Once at stud, Summer Guest did not immediately establish herself as a major producer. However, her second foal, the winning Key to the Mint filly Golden Summer, is doing very nicely. Her first foal, the Secretariat filly Summer Secretary, is a multiple graded stakes winner of over $500,000 and she is already a stakes producer. Golden Summer has also produced the Northjet (IRE) colt Jessie Jet, a stakes winner who has earned over $200,000.
Summer Guest’s best racing daughter, Key Witness, a full sister to Golden Summer, did not win stakes but placed in the Queen Charlotte and Molly Pitcher (G2). She has produced two graded stakes winners: Suburban (G1) winner Key contender by Fit to Fight and Top Flight and John A. Morris (G1) winner You’d Be Surprised by Blushing Groom. She also has a stakes placed colt by Forty Niner in Argentina.
Rose Diamond, a stakes placed filly by Diamond Shoal, ran third in the Coaching Club American Oaks and is just getting started as a broodmare. She has produced winners by Deputy Minister and Seeking the Gold and it is early enough in her career to believe she is quite capable of still producing a major runner.

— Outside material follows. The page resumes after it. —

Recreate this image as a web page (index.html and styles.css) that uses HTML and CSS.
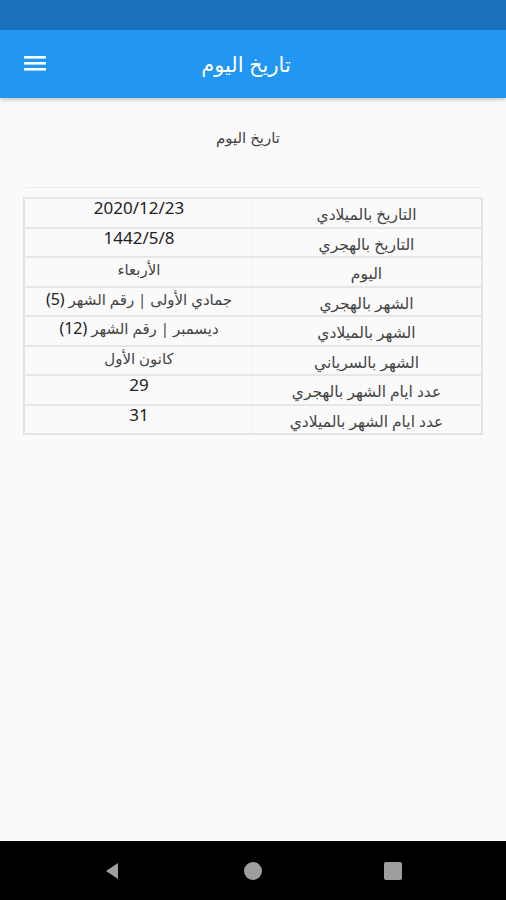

So we come full-circle with Maggie B. B. Have we done her justice? Hardly. Maggie B. B. deserves a book. But by highlighting some of the special horses who have helped make up her history, we hope we have shown just how long her family has been contributing to American racing.
The Jaconet branch’s strongest and most consist producing branch is no doubt Alablue. However, Sicily’s family is still quite strong, as Summer Guest’s story suggests, Mitterand is doing well and Let Me Linger’s daughters may still have something to contribute. In addition, we still come across Sadair’s name in pedigrees and Idun’s full brother, Irish Lancer, can be found in the pedigree of Corporate Report to name only one contemporary horse.
For the present, new Reines from this part of Maggie B. B.’s family are Sanfara, Sicily and Margaret Lawrence. We hope Mitterand continues her contribution so we can reassess that group of mares in the next few years as well.